— start of Dataset excerpt —

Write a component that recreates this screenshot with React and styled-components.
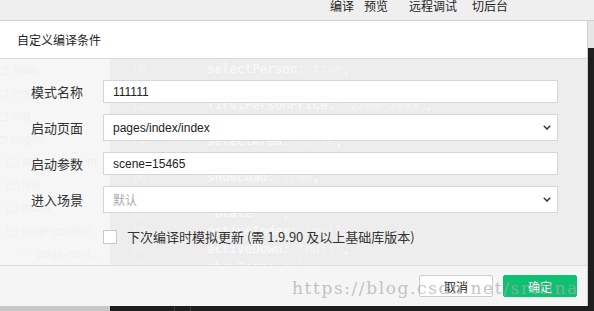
import React from "react"
import styled, { createGlobalStyle } from "styled-components"

const GlobalStyle = createGlobalStyle`
html, body {
    margin: 0;
    padding: 0;
    overflow: hidden;
    background: #efefef;
}
body {
    font-family: "Liberation Sans", "Noto Sans CJK SC", sans-serif;
}
`

const menu = [
    { text: "编译", gap: 0 },
    { text: "预览", gap: 10 },
    { text: "远程调试", gap: 21 },
    { text: "切后台", gap: 15 },
]

const tree = [
    { name: ".idea", level: 0, kind: "folder" },
    { name: "image", level: 0, kind: "folder" },
    { name: "img", level: 0, kind: "folder" },
    { name: "pages", level: 0, kind: "open" },
    { name: "article-content", level: 1, kind: "folder" },
    { name: "first", level: 1, kind: "folder" },
    { name: "index", level: 1, kind: "folder" },
    { name: "page-content", level: 1, kind: "open" },
    { name: "page-cont...", level: 2, kind: "js" },
]

const code = [
    [10, "selectPerson: ", "true", ","],
    [11, "firstPerson: ", "'请选择'", ","],
    [12, "firstPersonPrice: ", "'2299-3999'", ","],
    [13, "selectArea: ", "false", ","],
    [14, "selectArea: ", "false", ","],
    [15, "areaText: ", "''", ","],
    [16, "showLoad: ", "true", ","],
    [17, "chooseType: ", "''", ","],
    [18, "rotate: ", "''", ","],
    [19, "activeIndex: ", "'null'", ","],
    [20, "activeDown: ", "'null'", ","],
    [21, "showZoom: ", "false", ","],
]

const FolderIcon = ({ open }) => (
    <svg width="12" height="10" viewBox="0 0 12 10">
        <path
            d={open ? "M0.5 1.5h4l1 1h5.5v1.5M0.5 1.5v8h9l2-5.5h-9l-2 5.5" : "M0.5 1.5h4l1 1h6v7h-11z"}
            fill="none"
            stroke="#666"
        />
    </svg>
)

const Chevron = () => (
    <svg width="8" height="5" viewBox="0 0 8 5">
        <path d="M0.8 0.8L4 4L7.2 0.8" fill="none" stroke="#333" strokeWidth="1.5" />
    </svg>
)

export default function App() {
    return (
        <>
            <GlobalStyle />
            <Page>
                <TopBar>
                    {menu.map((m) => (
                        <MenuItem key={m.text} $gap={m.gap}>{m.text}</MenuItem>
                    ))}
                </TopBar>
                <Workspace>
                    <EditorToolbar />
                    <EditorBody>
                        <Tree>
                            {tree.map((t) => (
                                <TreeItem key={t.name} $level={t.level}>
                                    {t.kind === "js" ? <JsMark>JS</JsMark> : <FolderIcon open={t.kind === "open"} />}
                                    <span>{t.name}</span>
                                </TreeItem>
                            ))}
                        </Tree>
                        <Gutter>
                            {code.map((c) => (
                                <LineNo key={c[0]}>{c[0]}</LineNo>
                            ))}
                        </Gutter>
                        <Divider />
                        <Code>
                            {code.map((c) => (
                                <CodeLine key={c[0]}>
                                    {c[1]}
                                    <CodeValue $str={c[2].startsWith("'")}>{c[2]}</CodeValue>
                                    {c[3]}
                                </CodeLine>
                            ))}
                        </Code>
                    </EditorBody>

                    <Dialog>
                        <DialogHeader>自定义编译条件</DialogHeader>
                        <DialogBody>
                            <FormRow>
                                <Label>模式名称</Label>
                                <Field>111111</Field>
                            </FormRow>
                            <FormRow>
                                <Label>启动页面</Label>
                                <Field $select>
                                    <span>pages/index/index</span>
                                    <Chevron />
                                </Field>
                            </FormRow>
                            <FormRow>
                                <Label>启动参数</Label>
                                <Field>scene=15465</Field>
                            </FormRow>
                            <FormRow>
                                <Label>进入场景</Label>
                                <Field $select $placeholder>
                                    <span>默认</span>
                                    <Chevron />
                                </Field>
                            </FormRow>
                            <CheckRow>
                                <Checkbox />
                                <CheckText>下次编译时模拟更新 (需 1.9.90 及以上基础库版本)</CheckText>
                            </CheckRow>
                        </DialogBody>
                        <DialogFooter>
                            <Button>取消</Button>
                            <Button $primary>确定</Button>
                        </DialogFooter>
                    </Dialog>

                    <Watermark>https://blog.csdn.net/srttina</Watermark>
                </Workspace>
            </Page>
        </>
    )
}

// CSS Components

const Page = styled.div`
width: 594px;
height: 311px;
overflow: hidden;
display: flex;
flex-direction: column;
`

const TopBar = styled.div`
height: 20px;
flex-shrink: 0;
background: #efefef;
border-bottom: 1px solid #cfcfcf;
display: flex;
justify-content: flex-end;
align-items: flex-start;
padding-right: 86px;
`

const MenuItem = styled.div`
margin-left: ${(p) => p.$gap}px;
margin-top: -1px;
font-family: "Noto Sans CJK SC", sans-serif;
font-size: 12px;
line-height: 13px;
color: #1e1e1e;
`

const Workspace = styled.div`
position: relative;
flex: 1;
display: flex;
flex-direction: column;
background: #1e1e1e;
`

const EditorToolbar = styled.div`
height: 27px;
flex-shrink: 0;
background: #e6e6e6;
`

const EditorBody = styled.div`
flex: 1;
display: flex;
`

const Tree = styled.div`
width: 110px;
flex-shrink: 0;
background: #c8c8c8;
padding-top: 10px;
box-sizing: border-box;
overflow: hidden;
`

const TreeItem = styled.div`
height: 23px;
display: flex;
align-items: center;
gap: 3px;
margin-left: ${(p) => p.$level * 11 - 4}px;
font-size: 12px;
color: #444;
white-space: nowrap;
`

const JsMark = styled.span`
font-size: 9px;
font-weight: bold;
color: #c9a400;
width: 16px;
text-align: center;
`

const Gutter = styled.div`
width: 65px;
flex-shrink: 0;
padding: 12px 28px 0 0;
box-sizing: border-box;
background: #1e1e1e;
border-right: 1px solid #3a3a3a;
`

const LineNo = styled.div`
height: 18px;
line-height: 18px;
text-align: right;
font-family: "DejaVu Sans Mono", monospace;
font-size: 12.5px;
color: #858585;
`

const Divider = styled.div`
width: 15px;
flex-shrink: 0;
border-right: 1px solid #3a3a3a;
`

const Code = styled.div`
flex: 1;
padding: 12px 0 0 16px;
overflow: hidden;
`

const CodeLine = styled.div`
height: 18px;
line-height: 18px;
font-family: "DejaVu Sans Mono", monospace;
font-size: 12.5px;
color: #ffffff;
white-space: pre;
`

const CodeValue = styled.span`
color: ${(p) => (p.$str ? "#ce9178" : "#569cd6")};
`

const Dialog = styled.div`
position: absolute;
top: 0;
left: 0;
width: 588px;
height: 285px;
box-sizing: border-box;
border-right: 1px solid #cdcdcd;
display: flex;
flex-direction: column;
font-family: "Noto Sans CJK SC", sans-serif;
`

const DialogHeader = styled.div`
height: 38px;
flex-shrink: 0;
box-sizing: border-box;
background: #ffffff;
border-bottom: 1px solid #dadada;
padding-left: 17px;
display: flex;
align-items: center;
font-size: 12px;
color: #222;
`

const DialogBody = styled.div`
flex: 1;
background: rgba(249, 249, 249, 0.95);
padding: 21px 29px 0 0;
display: flex;
flex-direction: column;
gap: 11px;
`

const FormRow = styled.div`
display: flex;
align-items: center;
gap: 20px;
`

const Label = styled.div`
width: 83px;
text-align: right;
font-size: 13px;
color: #333;
`

const Field = styled.div`
flex: 1;
height: ${(p) => (p.$select ? 27 : 23)}px;
box-sizing: border-box;
background: #ffffff;
border: 1px solid #d6d6d6;
padding: 0 6px 0 9px;
display: flex;
align-items: center;
justify-content: space-between;
font-family: ${(p) => (p.$placeholder ? `"Noto Sans CJK SC", sans-serif` : `"Liberation Sans", sans-serif`)};
font-size: 12px;
color: ${(p) => (p.$placeholder ? "#aaaaaa" : "#222")};
`

const CheckRow = styled.div`
display: flex;
align-items: center;
gap: 10px;
margin-top: 3px;
padding-left: 103px;
`

const Checkbox = styled.div`
width: 14px;
height: 14px;
box-sizing: border-box;
background: #ffffff;
border: 1px solid #c8c8c8;
`

const CheckText = styled.div`
font-size: 13px;
color: #333;
`

const DialogFooter = styled.div`
height: 41px;
flex-shrink: 0;
box-sizing: border-box;
background: #f5f5f5;
border-top: 1px solid #dedede;
display: flex;
justify-content: flex-end;
align-items: center;
gap: 10px;
padding-right: 10px;
`

const Button = styled.div`
width: 74px;
height: 22px;
box-sizing: border-box;
border-radius: 2px;
display: flex;
align-items: center;
justify-content: center;
font-size: 12px;
background: ${(p) => (p.$primary ? "#0ec071" : "#ffffff")};
border: 1px solid ${(p) => (p.$primary ? "#0ec071" : "#cccccc")};
color: ${(p) => (p.$primary ? "#ffffff" : "#222")};
`

const Watermark = styled.div`
position: absolute;
left: 292px;
top: 257px;
font-family: "DejaVu Serif", serif;
font-size: 17px;
letter-spacing: 1.6px;
color: rgba(170, 170, 170, 0.7);
pointer-events: none;
white-space: nowrap;
`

— end of Dataset excerpt —

- _Directive_:
Scan the material above. Return every line containing the string "React".

- _The output_:
Write a component that recreates this screenshot with React and styled-components.
import React from "react"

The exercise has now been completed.